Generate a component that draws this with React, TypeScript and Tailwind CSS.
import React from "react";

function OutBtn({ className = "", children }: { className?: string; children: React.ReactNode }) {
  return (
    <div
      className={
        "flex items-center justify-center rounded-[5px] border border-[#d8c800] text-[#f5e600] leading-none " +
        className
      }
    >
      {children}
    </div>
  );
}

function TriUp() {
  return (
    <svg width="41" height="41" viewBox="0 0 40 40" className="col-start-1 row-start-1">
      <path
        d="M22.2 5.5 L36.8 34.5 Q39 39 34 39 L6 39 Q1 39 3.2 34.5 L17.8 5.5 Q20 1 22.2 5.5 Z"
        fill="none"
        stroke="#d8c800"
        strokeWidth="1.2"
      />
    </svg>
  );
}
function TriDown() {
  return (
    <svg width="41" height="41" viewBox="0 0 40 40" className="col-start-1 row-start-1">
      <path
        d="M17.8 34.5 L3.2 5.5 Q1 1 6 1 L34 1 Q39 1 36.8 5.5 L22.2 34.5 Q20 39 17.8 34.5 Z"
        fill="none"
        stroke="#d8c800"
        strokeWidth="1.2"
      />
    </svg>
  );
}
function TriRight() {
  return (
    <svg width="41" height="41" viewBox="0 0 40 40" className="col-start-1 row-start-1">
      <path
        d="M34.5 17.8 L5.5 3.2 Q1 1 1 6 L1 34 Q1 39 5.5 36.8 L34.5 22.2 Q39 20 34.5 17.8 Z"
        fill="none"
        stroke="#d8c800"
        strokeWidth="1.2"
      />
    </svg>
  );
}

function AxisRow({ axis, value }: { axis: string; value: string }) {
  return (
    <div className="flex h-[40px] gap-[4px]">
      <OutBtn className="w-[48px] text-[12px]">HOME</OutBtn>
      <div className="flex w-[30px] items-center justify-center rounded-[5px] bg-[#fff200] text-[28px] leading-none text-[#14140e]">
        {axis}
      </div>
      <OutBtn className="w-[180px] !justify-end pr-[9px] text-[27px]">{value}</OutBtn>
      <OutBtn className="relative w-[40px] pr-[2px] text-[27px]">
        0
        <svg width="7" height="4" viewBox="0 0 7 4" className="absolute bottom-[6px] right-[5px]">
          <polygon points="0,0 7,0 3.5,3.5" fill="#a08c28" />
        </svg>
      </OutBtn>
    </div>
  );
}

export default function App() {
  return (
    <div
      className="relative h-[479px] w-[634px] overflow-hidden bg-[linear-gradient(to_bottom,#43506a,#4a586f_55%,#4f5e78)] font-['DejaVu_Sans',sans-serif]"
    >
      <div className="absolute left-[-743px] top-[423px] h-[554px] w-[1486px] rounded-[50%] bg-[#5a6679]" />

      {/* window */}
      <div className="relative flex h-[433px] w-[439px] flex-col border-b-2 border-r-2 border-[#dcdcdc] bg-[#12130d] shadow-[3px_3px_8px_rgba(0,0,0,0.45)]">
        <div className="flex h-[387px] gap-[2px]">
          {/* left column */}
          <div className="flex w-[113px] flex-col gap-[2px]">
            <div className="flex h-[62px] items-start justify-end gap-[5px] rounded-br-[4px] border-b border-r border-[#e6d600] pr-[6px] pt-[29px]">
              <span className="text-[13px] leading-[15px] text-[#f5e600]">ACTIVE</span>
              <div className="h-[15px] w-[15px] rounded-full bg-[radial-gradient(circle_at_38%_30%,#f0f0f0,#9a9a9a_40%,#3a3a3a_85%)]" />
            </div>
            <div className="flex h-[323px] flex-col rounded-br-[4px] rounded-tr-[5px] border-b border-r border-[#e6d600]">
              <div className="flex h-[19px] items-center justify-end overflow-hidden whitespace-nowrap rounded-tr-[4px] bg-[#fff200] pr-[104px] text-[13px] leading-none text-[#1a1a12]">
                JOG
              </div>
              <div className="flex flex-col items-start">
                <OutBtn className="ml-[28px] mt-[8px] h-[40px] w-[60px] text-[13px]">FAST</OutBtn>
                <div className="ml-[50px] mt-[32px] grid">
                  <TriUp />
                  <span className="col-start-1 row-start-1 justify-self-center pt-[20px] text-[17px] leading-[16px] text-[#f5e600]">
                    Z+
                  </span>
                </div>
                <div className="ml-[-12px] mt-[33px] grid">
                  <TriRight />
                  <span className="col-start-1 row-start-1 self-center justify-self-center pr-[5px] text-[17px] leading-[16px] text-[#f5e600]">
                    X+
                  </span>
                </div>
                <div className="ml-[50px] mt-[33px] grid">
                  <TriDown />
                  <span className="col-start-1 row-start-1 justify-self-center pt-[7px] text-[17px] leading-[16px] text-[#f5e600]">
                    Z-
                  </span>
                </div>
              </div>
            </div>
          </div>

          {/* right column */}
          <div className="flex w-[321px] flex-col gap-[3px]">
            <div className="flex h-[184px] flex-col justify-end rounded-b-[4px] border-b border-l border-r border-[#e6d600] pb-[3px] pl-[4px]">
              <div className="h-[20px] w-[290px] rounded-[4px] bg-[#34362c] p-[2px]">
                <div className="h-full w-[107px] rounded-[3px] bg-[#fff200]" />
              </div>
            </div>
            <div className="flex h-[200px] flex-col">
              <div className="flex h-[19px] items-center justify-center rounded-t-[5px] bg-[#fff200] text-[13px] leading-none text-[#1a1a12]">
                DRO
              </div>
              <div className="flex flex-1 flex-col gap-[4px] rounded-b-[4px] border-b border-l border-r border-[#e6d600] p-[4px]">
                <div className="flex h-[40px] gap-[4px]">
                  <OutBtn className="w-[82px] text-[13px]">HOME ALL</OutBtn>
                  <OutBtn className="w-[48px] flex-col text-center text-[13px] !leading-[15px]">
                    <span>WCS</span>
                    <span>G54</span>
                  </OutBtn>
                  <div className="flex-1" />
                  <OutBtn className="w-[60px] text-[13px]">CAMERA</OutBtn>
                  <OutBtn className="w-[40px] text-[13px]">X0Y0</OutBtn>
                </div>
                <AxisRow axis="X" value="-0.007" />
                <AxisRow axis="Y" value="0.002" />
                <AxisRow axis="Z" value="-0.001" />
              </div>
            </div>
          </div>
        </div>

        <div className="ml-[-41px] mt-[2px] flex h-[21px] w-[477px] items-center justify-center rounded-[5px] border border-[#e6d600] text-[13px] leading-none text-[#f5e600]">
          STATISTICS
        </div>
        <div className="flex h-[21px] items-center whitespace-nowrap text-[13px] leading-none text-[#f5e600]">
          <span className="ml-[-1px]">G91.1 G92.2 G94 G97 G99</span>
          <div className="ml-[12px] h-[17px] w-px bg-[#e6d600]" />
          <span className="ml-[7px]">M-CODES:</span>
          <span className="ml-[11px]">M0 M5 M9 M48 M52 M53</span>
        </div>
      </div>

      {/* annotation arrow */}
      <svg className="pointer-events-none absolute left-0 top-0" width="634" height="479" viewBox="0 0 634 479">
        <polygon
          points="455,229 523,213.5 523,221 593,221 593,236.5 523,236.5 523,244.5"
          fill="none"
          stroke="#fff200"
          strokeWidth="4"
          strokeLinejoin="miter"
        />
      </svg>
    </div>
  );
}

## [WHAT THIS TASK INVOLVES]
Locate each line containing the string "React" and show it.

## [RESULT OF THIS TASK]
Generate a component that draws this with React, TypeScript and Tailwind CSS.
import React from "react";
function OutBtn({ className = "", children }: { className?: string; children: React.ReactNode }) {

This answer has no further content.